Short exercise
Quote the listing below in its entirety, omitting every image.

Given material
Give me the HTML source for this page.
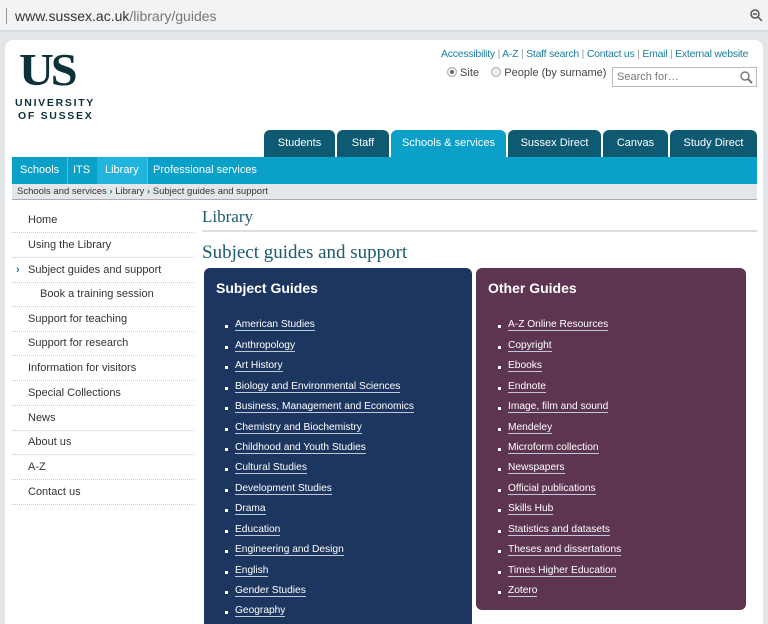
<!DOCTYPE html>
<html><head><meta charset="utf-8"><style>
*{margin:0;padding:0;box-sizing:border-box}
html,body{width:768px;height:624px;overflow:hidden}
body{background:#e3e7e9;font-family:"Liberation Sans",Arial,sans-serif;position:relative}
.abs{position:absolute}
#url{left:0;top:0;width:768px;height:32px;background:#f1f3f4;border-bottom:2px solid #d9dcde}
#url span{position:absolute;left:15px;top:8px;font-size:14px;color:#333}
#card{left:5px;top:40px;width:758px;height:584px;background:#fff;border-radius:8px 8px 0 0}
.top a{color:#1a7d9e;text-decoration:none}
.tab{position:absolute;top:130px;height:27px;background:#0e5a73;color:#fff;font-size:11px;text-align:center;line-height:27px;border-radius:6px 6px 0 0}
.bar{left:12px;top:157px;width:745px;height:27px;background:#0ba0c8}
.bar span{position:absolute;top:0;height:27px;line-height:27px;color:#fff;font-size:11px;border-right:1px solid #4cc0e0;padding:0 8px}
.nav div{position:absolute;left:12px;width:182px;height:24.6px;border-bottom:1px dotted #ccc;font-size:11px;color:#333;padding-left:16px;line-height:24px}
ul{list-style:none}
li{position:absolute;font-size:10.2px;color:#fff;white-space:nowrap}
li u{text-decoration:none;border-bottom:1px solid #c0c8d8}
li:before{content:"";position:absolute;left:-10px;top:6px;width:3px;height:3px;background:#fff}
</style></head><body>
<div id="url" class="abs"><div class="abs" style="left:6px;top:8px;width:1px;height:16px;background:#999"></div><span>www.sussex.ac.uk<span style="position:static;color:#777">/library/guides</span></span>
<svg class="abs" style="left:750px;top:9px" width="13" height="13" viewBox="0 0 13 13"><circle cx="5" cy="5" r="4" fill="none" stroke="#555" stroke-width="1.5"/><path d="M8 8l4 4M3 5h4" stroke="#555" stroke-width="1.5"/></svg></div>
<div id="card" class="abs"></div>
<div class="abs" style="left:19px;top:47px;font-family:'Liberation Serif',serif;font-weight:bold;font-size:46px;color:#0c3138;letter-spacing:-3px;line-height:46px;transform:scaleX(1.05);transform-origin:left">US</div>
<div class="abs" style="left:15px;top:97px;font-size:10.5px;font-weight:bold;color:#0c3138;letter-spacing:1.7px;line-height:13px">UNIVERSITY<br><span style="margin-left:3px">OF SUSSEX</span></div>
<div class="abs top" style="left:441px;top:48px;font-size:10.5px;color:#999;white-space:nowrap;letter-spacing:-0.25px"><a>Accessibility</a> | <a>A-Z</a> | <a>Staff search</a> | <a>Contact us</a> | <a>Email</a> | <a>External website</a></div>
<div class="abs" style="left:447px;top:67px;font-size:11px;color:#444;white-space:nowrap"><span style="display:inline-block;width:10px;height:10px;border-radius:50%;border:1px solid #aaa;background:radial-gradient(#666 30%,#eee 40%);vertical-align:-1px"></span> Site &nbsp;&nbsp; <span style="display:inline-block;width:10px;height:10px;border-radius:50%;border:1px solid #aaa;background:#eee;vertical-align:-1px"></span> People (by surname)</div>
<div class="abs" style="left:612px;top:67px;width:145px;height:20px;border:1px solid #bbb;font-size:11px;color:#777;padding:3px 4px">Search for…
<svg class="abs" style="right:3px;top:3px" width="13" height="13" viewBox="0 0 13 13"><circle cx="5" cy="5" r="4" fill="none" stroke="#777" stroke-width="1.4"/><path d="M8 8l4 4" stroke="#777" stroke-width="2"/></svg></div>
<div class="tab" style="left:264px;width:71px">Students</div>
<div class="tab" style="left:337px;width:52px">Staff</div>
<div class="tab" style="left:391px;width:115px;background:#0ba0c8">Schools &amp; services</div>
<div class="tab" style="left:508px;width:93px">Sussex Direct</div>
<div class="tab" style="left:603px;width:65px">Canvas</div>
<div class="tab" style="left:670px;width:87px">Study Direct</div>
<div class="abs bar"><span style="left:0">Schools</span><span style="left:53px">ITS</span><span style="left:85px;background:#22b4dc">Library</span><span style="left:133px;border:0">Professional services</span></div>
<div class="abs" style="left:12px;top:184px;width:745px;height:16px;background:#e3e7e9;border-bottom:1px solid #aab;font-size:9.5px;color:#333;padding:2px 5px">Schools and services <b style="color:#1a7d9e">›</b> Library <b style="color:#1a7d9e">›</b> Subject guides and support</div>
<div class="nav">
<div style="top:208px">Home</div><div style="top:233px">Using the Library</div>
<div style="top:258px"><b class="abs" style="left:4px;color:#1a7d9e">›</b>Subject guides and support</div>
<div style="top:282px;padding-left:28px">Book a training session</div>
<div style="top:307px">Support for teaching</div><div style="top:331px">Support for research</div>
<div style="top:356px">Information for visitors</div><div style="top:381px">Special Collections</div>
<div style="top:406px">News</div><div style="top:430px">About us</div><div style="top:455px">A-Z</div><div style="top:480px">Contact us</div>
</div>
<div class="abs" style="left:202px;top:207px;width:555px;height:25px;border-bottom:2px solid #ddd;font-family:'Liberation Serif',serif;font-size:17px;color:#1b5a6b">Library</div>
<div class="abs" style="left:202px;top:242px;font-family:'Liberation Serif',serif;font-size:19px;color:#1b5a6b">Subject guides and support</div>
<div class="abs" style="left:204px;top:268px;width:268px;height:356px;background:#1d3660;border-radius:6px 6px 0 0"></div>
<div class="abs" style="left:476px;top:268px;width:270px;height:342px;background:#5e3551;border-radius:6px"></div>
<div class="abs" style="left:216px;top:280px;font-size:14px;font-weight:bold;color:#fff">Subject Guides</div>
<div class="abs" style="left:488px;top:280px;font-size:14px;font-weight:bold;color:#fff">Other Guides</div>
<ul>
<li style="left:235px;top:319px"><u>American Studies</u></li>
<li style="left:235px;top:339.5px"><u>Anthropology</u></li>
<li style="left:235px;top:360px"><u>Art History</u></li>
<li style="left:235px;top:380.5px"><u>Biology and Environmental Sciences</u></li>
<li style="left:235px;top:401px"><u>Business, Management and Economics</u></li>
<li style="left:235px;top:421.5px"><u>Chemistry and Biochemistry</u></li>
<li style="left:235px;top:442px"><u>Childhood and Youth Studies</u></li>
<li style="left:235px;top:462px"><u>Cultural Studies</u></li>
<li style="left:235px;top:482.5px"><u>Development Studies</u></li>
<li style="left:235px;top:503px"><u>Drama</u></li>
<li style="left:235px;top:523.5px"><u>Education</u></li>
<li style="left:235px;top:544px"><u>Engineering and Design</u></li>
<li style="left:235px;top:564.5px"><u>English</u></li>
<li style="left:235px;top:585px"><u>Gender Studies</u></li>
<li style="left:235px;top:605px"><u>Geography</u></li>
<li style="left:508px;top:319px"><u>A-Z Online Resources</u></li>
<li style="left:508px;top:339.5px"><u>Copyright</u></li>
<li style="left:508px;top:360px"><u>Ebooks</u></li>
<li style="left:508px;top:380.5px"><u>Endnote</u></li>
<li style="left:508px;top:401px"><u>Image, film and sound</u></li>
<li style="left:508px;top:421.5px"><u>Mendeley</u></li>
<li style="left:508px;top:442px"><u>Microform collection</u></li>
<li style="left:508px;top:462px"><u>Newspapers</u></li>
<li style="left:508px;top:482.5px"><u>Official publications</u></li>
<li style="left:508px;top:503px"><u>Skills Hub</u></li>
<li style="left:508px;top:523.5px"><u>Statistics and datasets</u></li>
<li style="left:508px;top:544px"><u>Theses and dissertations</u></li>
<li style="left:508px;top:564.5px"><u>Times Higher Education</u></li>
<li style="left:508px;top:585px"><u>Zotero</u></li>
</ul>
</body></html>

Answer for the task
Give me the HTML source for this page.
<!DOCTYPE html>
<html><head><meta charset="utf-8"><style>
*{margin:0;padding:0;box-sizing:border-box}
html,body{width:768px;height:624px;overflow:hidden}
body{background:#e3e7e9;font-family:"Liberation Sans",Arial,sans-serif;position:relative}
.abs{position:absolute}
#url{left:0;top:0;width:768px;height:32px;background:#f1f3f4;border-bottom:2px solid #d9dcde}
#url span{position:absolute;left:15px;top:8px;font-size:14px;color:#333}
#card{left:5px;top:40px;width:758px;height:584px;background:#fff;border-radius:8px 8px 0 0}
.top a{color:#1a7d9e;text-decoration:none}
.tab{position:absolute;top:130px;height:27px;background:#0e5a73;color:#fff;font-size:11px;text-align:center;line-height:27px;border-radius:6px 6px 0 0}
.bar{left:12px;top:157px;width:745px;height:27px;background:#0ba0c8}
.bar span{position:absolute;top:0;height:27px;line-height:27px;color:#fff;font-size:11px;border-right:1px solid #4cc0e0;padding:0 8px}
.nav div{position:absolute;left:12px;width:182px;height:24.6px;border-bottom:1px dotted #ccc;font-size:11px;color:#333;padding-left:16px;line-height:24px}
ul{list-style:none}
li{position:absolute;font-size:10.2px;color:#fff;white-space:nowrap}
li u{text-decoration:none;border-bottom:1px solid #c0c8d8}
li:before{content:"";position:absolute;left:-10px;top:6px;width:3px;height:3px;background:#fff}
</style></head><body>
<div id="url" class="abs"><div class="abs" style="left:6px;top:8px;width:1px;height:16px;background:#999"></div><span>www.sussex.ac.uk<span style="position:static;color:#777">/library/guides</span></span>
<svg class="abs" style="left:750px;top:9px" width="13" height="13" viewBox="0 0 13 13"><circle cx="5" cy="5" r="4" fill="none" stroke="#555" stroke-width="1.5"/><path d="M8 8l4 4M3 5h4" stroke="#555" stroke-width="1.5"/></svg></div>
<div id="card" class="abs"></div>
<div class="abs" style="left:19px;top:47px;font-family:'Liberation Serif',serif;font-weight:bold;font-size:46px;color:#0c3138;letter-spacing:-3px;line-height:46px;transform:scaleX(1.05);transform-origin:left">US</div>
<div class="abs" style="left:15px;top:97px;font-size:10.5px;font-weight:bold;color:#0c3138;letter-spacing:1.7px;line-height:13px">UNIVERSITY<br><span style="margin-left:3px">OF SUSSEX</span></div>
<div class="abs top" style="left:441px;top:48px;font-size:10.5px;color:#999;white-space:nowrap;letter-spacing:-0.25px"><a>Accessibility</a> | <a>A-Z</a> | <a>Staff search</a> | <a>Contact us</a> | <a>Email</a> | <a>External website</a></div>
<div class="abs" style="left:447px;top:67px;font-size:11px;color:#444;white-space:nowrap"><span style="display:inline-block;width:10px;height:10px;border-radius:50%;border:1px solid #aaa;background:radial-gradient(#666 30%,#eee 40%);vertical-align:-1px"></span> Site &nbsp;&nbsp; <span style="display:inline-block;width:10px;height:10px;border-radius:50%;border:1px solid #aaa;background:#eee;vertical-align:-1px"></span> People (by surname)</div>
<div class="abs" style="left:612px;top:67px;width:145px;height:20px;border:1px solid #bbb;font-size:11px;color:#777;padding:3px 4px">Search for…
<svg class="abs" style="right:3px;top:3px" width="13" height="13" viewBox="0 0 13 13"><circle cx="5" cy="5" r="4" fill="none" stroke="#777" stroke-width="1.4"/><path d="M8 8l4 4" stroke="#777" stroke-width="2"/></svg></div>
<div class="tab" style="left:264px;width:71px">Students</div>
<div class="tab" style="left:337px;width:52px">Staff</div>
<div class="tab" style="left:391px;width:115px;background:#0ba0c8">Schools &amp; services</div>
<div class="tab" style="left:508px;width:93px">Sussex Direct</div>
<div class="tab" style="left:603px;width:65px">Canvas</div>
<div class="tab" style="left:670px;width:87px">Study Direct</div>
<div class="abs bar"><span style="left:0">Schools</span><span style="left:53px">ITS</span><span style="left:85px;background:#22b4dc">Library</span><span style="left:133px;border:0">Professional services</span></div>
<div class="abs" style="left:12px;top:184px;width:745px;height:16px;background:#e3e7e9;border-bottom:1px solid #aab;font-size:9.5px;color:#333;padding:2px 5px">Schools and services <b style="color:#1a7d9e">›</b> Library <b style="color:#1a7d9e">›</b> Subject guides and support</div>
<div class="nav">
<div style="top:208px">Home</div><div style="top:233px">Using the Library</div>
<div style="top:258px"><b class="abs" style="left:4px;color:#1a7d9e">›</b>Subject guides and support</div>
<div style="top:282px;padding-left:28px">Book a training session</div>
<div style="top:307px">Support for teaching</div><div style="top:331px">Support for research</div>
<div style="top:356px">Information for visitors</div><div style="top:381px">Special Collections</div>
<div style="top:406px">News</div><div style="top:430px">About us</div><div style="top:455px">A-Z</div><div style="top:480px">Contact us</div>
</div>
<div class="abs" style="left:202px;top:207px;width:555px;height:25px;border-bottom:2px solid #ddd;font-family:'Liberation Serif',serif;font-size:17px;color:#1b5a6b">Library</div>
<div class="abs" style="left:202px;top:242px;font-family:'Liberation Serif',serif;font-size:19px;color:#1b5a6b">Subject guides and support</div>
<div class="abs" style="left:204px;top:268px;width:268px;height:356px;background:#1d3660;border-radius:6px 6px 0 0"></div>
<div class="abs" style="left:476px;top:268px;width:270px;height:342px;background:#5e3551;border-radius:6px"></div>
<div class="abs" style="left:216px;top:280px;font-size:14px;font-weight:bold;color:#fff">Subject Guides</div>
<div class="abs" style="left:488px;top:280px;font-size:14px;font-weight:bold;color:#fff">Other Guides</div>
<ul>
<li style="left:235px;top:319px"><u>American Studies</u></li>
<li style="left:235px;top:339.5px"><u>Anthropology</u></li>
<li style="left:235px;top:360px"><u>Art History</u></li>
<li style="left:235px;top:380.5px"><u>Biology and Environmental Sciences</u></li>
<li style="left:235px;top:401px"><u>Business, Management and Economics</u></li>
<li style="left:235px;top:421.5px"><u>Chemistry and Biochemistry</u></li>
<li style="left:235px;top:442px"><u>Childhood and Youth Studies</u></li>
<li style="left:235px;top:462px"><u>Cultural Studies</u></li>
<li style="left:235px;top:482.5px"><u>Development Studies</u></li>
<li style="left:235px;top:503px"><u>Drama</u></li>
<li style="left:235px;top:523.5px"><u>Education</u></li>
<li style="left:235px;top:544px"><u>Engineering and Design</u></li>
<li style="left:235px;top:564.5px"><u>English</u></li>
<li style="left:235px;top:585px"><u>Gender Studies</u></li>
<li style="left:235px;top:605px"><u>Geography</u></li>
<li style="left:508px;top:319px"><u>A-Z Online Resources</u></li>
<li style="left:508px;top:339.5px"><u>Copyright</u></li>
<li style="left:508px;top:360px"><u>Ebooks</u></li>
<li style="left:508px;top:380.5px"><u>Endnote</u></li>
<li style="left:508px;top:401px"><u>Image, film and sound</u></li>
<li style="left:508px;top:421.5px"><u>Mendeley</u></li>
<li style="left:508px;top:442px"><u>Microform collection</u></li>
<li style="left:508px;top:462px"><u>Newspapers</u></li>
<li style="left:508px;top:482.5px"><u>Official publications</u></li>
<li style="left:508px;top:503px"><u>Skills Hub</u></li>
<li style="left:508px;top:523.5px"><u>Statistics and datasets</u></li>
<li style="left:508px;top:544px"><u>Theses and dissertations</u></li>
<li style="left:508px;top:564.5px"><u>Times Higher Education</u></li>
<li style="left:508px;top:585px"><u>Zotero</u></li>
</ul>
</body></html>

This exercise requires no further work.